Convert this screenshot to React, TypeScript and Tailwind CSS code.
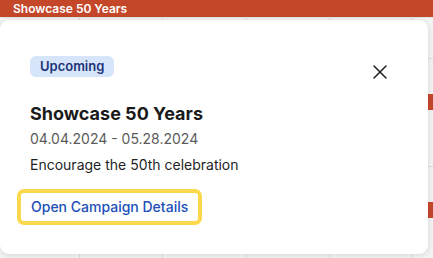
import { X } from "lucide-react";

const gridLines = [80, 163, 247, 330, 413];

const CalendarBackdrop = () => {
  return (
    <div className="flex h-full w-full flex-col">
      <div className="flex h-[17px] items-center bg-[#c4472a] px-[13px] text-[12px] font-semibold leading-none text-white">
        Showcase 50 Years
      </div>
      <div className="grid flex-1 grid-cols-[80px_83px_84px_83px_83px_20px] border-t border-[#e2e2e2] bg-[#f3f3f3]">
        {gridLines.map((x) => (
          <div key={x} className="border-r border-[#dcdcdc]" />
        ))}
        <div className="flex flex-col">
          <div className="h-[41px] border-b border-[#dddddd]" />
          <div className="mt-[35px] h-[16px] bg-[#c4472a]" />
          <div className="h-[57px] border-b border-[#dddddd]" />
          <div className="mt-[35px] h-[16px] bg-[#c4472a]" />
        </div>
      </div>
    </div>
  );
};

const CampaignPopover = () => {
  return (
    <div className="absolute left-0 top-[20px] flex h-[234px] w-[428px] flex-col items-start rounded-[9px] bg-white pl-[30px] pr-[42px] pt-[36px] shadow-[0_1px_6px_rgba(0,0,0,0.12)]">
      <span className="rounded-md bg-[#d7e5fb] px-[10px] py-[2px] text-[13px] font-semibold leading-[17px] text-[#1b3378]">
        Upcoming
      </span>
      <button className="absolute right-[36px] top-[40px] text-[#1f1f1f]">
        <X size={24} strokeWidth={1.5} />
      </button>
      <h3 className="mt-[25px] text-[18px] font-bold leading-[24px] text-[#1a1a1a]">
        Showcase 50 Years
      </h3>
      <p className="mt-[3px] text-[14px] leading-[20px] text-[#5b5b5b]">
        04.04.2024 - 05.28.2024
      </p>
      <p className="mt-[6px] text-[14px] leading-[20px] text-[#1f1f1f]">
        Encourage the 50th celebration
      </p>
      <button className="-ml-[13px] mt-[14px] rounded-[7px] border-[4px] border-[#fcd94c] bg-white px-[10px] py-[3px] text-[14px] font-medium leading-[22px] text-[#2150b8]">
        Open Campaign Details
      </button>
    </div>
  );
};

export default function App() {
  return (
    <div
      className="relative h-[258px] w-[433px] overflow-hidden bg-[#f3f3f3]"
      style={{ fontFamily: "Inter, 'Noto Sans', sans-serif" }}
    >
      <CalendarBackdrop />
      <CampaignPopover />
    </div>
  );
}
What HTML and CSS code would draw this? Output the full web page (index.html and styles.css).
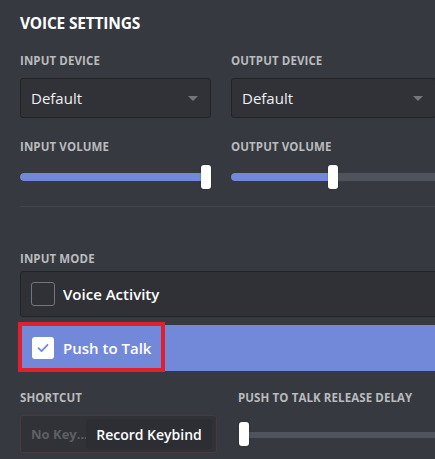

-------------------------

■ What to work on
Repeat each record exactly, with the pictures left out.

■ Exercise solution
Convert this screenshot to React, TypeScript and Tailwind CSS code.
import { X } from "lucide-react";

const gridLines = [80, 163, 247, 330, 413];

const CalendarBackdrop = () => {
  return (
    <div className="flex h-full w-full flex-col">
      <div className="flex h-[17px] items-center bg-[#c4472a] px-[13px] text-[12px] font-semibold leading-none text-white">
        Showcase 50 Years
      </div>
      <div className="grid flex-1 grid-cols-[80px_83px_84px_83px_83px_20px] border-t border-[#e2e2e2] bg-[#f3f3f3]">
        {gridLines.map((x) => (
          <div key={x} className="border-r border-[#dcdcdc]" />
        ))}
        <div className="flex flex-col">
          <div className="h-[41px] border-b border-[#dddddd]" />
          <div className="mt-[35px] h-[16px] bg-[#c4472a]" />
          <div className="h-[57px] border-b border-[#dddddd]" />
          <div className="mt-[35px] h-[16px] bg-[#c4472a]" />
        </div>
      </div>
    </div>
  );
};

const CampaignPopover = () => {
  return (
    <div className="absolute left-0 top-[20px] flex h-[234px] w-[428px] flex-col items-start rounded-[9px] bg-white pl-[30px] pr-[42px] pt-[36px] shadow-[0_1px_6px_rgba(0,0,0,0.12)]">
      <span className="rounded-md bg-[#d7e5fb] px-[10px] py-[2px] text-[13px] font-semibold leading-[17px] text-[#1b3378]">
        Upcoming
      </span>
      <button className="absolute right-[36px] top-[40px] text-[#1f1f1f]">
        <X size={24} strokeWidth={1.5} />
      </button>
      <h3 className="mt-[25px] text-[18px] font-bold leading-[24px] text-[#1a1a1a]">
        Showcase 50 Years
      </h3>
      <p className="mt-[3px] text-[14px] leading-[20px] text-[#5b5b5b]">
        04.04.2024 - 05.28.2024
      </p>
      <p className="mt-[6px] text-[14px] leading-[20px] text-[#1f1f1f]">
        Encourage the 50th celebration
      </p>
      <button className="-ml-[13px] mt-[14px] rounded-[7px] border-[4px] border-[#fcd94c] bg-white px-[10px] py-[3px] text-[14px] font-medium leading-[22px] text-[#2150b8]">
        Open Campaign Details
      </button>
    </div>
  );
};

export default function App() {
  return (
    <div
      className="relative h-[258px] w-[433px] overflow-hidden bg-[#f3f3f3]"
      style={{ fontFamily: "Inter, 'Noto Sans', sans-serif" }}
    >
      <CalendarBackdrop />
      <CampaignPopover />
    </div>
  );
}
What HTML and CSS code would draw this? Output the full web page (index.html and styles.css).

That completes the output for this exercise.